- REQUIRED WORK: Go through the listing beneath this task and return every line that carries the string "styles".

* BEGIN *

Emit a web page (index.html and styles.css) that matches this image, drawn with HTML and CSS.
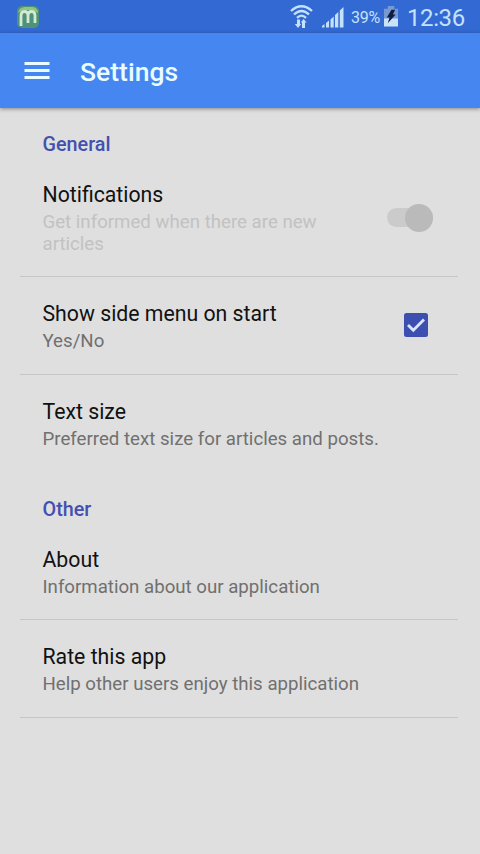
FILE: index.html
```
<!DOCTYPE html>
<html lang="en">
<head>
<meta charset="utf-8">
<title>Settings</title>
<link rel="stylesheet" href="styles.css">
</head>
<body>
<div class="status">
  <svg class="app-logo" width="24" height="24" viewBox="0 0 24 24">
    <rect x="1" y="1" width="22" height="22" rx="5" fill="#4f927b"/>
    <path d="M2 8Q3 2 9 2H17Q22 3 22 8L16 5H7Z" fill="#8fc47a"/>
    <path d="M5 21V11Q5 6.500 8.500 6.500T12 11V18M12 11Q12 6.500 15.500 6.500T19 11V18" fill="none" stroke="#d3ebd0" stroke-width="2.800"/>
  </svg>
  <svg class="wifi" width="23" height="24" viewBox="0 0 23 24">
    <g fill="none" stroke="#c4e2fb" stroke-width="2.300">
      <path d="M1 6Q11.500 -3.500 22 6"/>
      <path d="M4 9.500Q11.500 2.500 19 9.500"/>
      <path d="M7 12.800Q11.500 8.500 16 12.800"/>
    </g>
    <path d="M8 23L4.800 19H7V14.500H10V19H11.200ZM13.500 14L16.700 17.500H15V23H12V17.500H10.800Z" fill="#c4e2fb"/>
  </svg>
  <svg class="signal" width="22" height="22" viewBox="0 0 22 22">
    <path d="M0 21.500V20L2.500 18V21.500ZM4 21.500V17L7 14.500V21.500ZM8.500 21.500V13.500L11.700 10.500V21.500ZM13 21.500V9L16.300 6V21.500ZM17.800 21.500V4.500L21.500 1V21.500Z" fill="#c4e2fb"/>
  </svg>
  <span class="percent">39%</span>
  <svg class="battery" width="14" height="21" viewBox="0 0 15 22" preserveAspectRatio="none">
    <path d="M4 0H11V3H15V13H0V3H4Z" fill="#7899cf"/>
    <path d="M0 13H15V21.500H0Z" fill="#c9e3fa"/>
    <path d="M8 4H12L9.500 9H12.500L4 18L6 12H3Z" fill="#101d42"/>
  </svg>
  <span class="clock">12:36</span>
</div>
<header class="toolbar">
  <svg class="menu" width="26" height="20" viewBox="0 0 26 20">
    <path d="M0.500 2.500H25.500M0.500 9.500H25.500M0.500 16.500H25.500" stroke="#e9fcff" stroke-width="3"/>
  </svg>
  <h1>Settings</h1>
</header>
<main>
  <section class="general">
    <h2>General</h2>
    <div class="row">
      <div class="text"><h3>Notifications</h3><p class="disabled">Get informed when there are new articles</p></div>
      <div class="switch"><span class="thumb"></span></div>
    </div>
    <div class="row">
      <div class="text"><h3>Show side menu on start</h3><p>Yes/No</p></div>
      <svg class="check" width="26" height="26" viewBox="0 0 26 26">
        <rect x="1" y="1" width="24" height="24" rx="2.500" fill="#3d4fb1"/>
        <path d="M5 13L10.300 18.300L21 7.500" fill="none" stroke="#dce7ff" stroke-width="2.800"/>
      </svg>
    </div>
    <div class="row last">
      <div class="text"><h3>Text size</h3><p>Preferred text size for articles and posts.</p></div>
    </div>
  </section>
  <section>
    <h2>Other</h2>
    <div class="row">
      <div class="text"><h3>About</h3><p>Information about our application</p></div>
    </div>
    <div class="row">
      <div class="text"><h3>Rate this app</h3><p>Help other users enjoy this application</p></div>
    </div>
  </section>
</main>
</body>
</html>
```
FILE: styles.css
```
* { box-sizing: border-box; }
body {
  margin: 0;
  min-height: 854px;
  background: #dfdfdf;
  font-family: Roboto, sans-serif;
}
h1, h2, h3, p { margin: 0; }
svg { display: block; flex: none; }
.status {
  display: flex;
  align-items: center;
  height: 33px;
  padding: 0 15px 0 16px;
  background: #3369d3;
  color: #c4e2fb;
}
.wifi { margin-left: auto; }
.signal { margin-left: 9px; }
.percent {
  width: 30px;
  margin-left: 7px;
  padding-top: 2px;
  font-size: 16px;
  letter-spacing: -0.3px;
  white-space: nowrap;
}
.battery { margin-left: 3px; }
.clock {
  width: 58px;
  margin-left: 9px;
  padding-top: 3px;
  font-size: 24px;
  line-height: 33px;
  letter-spacing: -0.4px;
}
.toolbar {
  position: relative;
  display: flex;
  align-items: center;
  height: 75px;
  padding: 0 24px;
  background: #4686f0;
  box-shadow: 0 1px 4px rgba(0, 0, 0, 0.4);
}
.toolbar h1 {
  margin-left: 30px;
  padding-top: 2px;
  font-size: 26.5px;
  line-height: 32px;
  font-weight: 500;
  color: #e9fcff;
}
main { padding: 0 22px 0 20px; }
h2 {
  height: 50px;
  padding: 27px 22.5px 0;
  font-size: 19.8px;
  line-height: 22px;
  font-weight: 500;
  color: #4450b0;
}
.general h2 { height: 49px; padding-top: 26px; }
.row {
  display: flex;
  align-items: center;
  justify-content: space-between;
  padding: 22px 25px 22px 22.5px;
  border-bottom: 1px solid #c6c6c6;
}
h2 + .row {
  padding-top: 23px;
  padding-bottom: 21px;
}
.row.last { border-bottom: 0; }
.text { max-width: 340px; }
.row:has(.switch) .text { width: 300px; }
h3 {
  margin-bottom: 2px;
  font-size: 21.25px;
  line-height: 29px;
  font-weight: 400;
  color: #111;
}
p {
  font-size: 18.67px;
  line-height: 22px;
  color: #707070;
}
.disabled { color: #c2c2c2; }
.switch {
  display: flex;
  align-items: center;
  justify-content: flex-end;
  width: 46px;
  height: 19px;
  border-radius: 10px;
  background: #cbcbcb;
}
.thumb {
  flex: none;
  width: 28px;
  height: 28px;
  border-radius: 50%;
  background: #bababa;
}
.check { margin: -1px 4px 0 0; }
```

* END *

- ANSWER TO THE TASK:
Emit a web page (index.html and styles.css) that matches this image, drawn with HTML and CSS.
<link rel="stylesheet" href="styles.css">
FILE: styles.css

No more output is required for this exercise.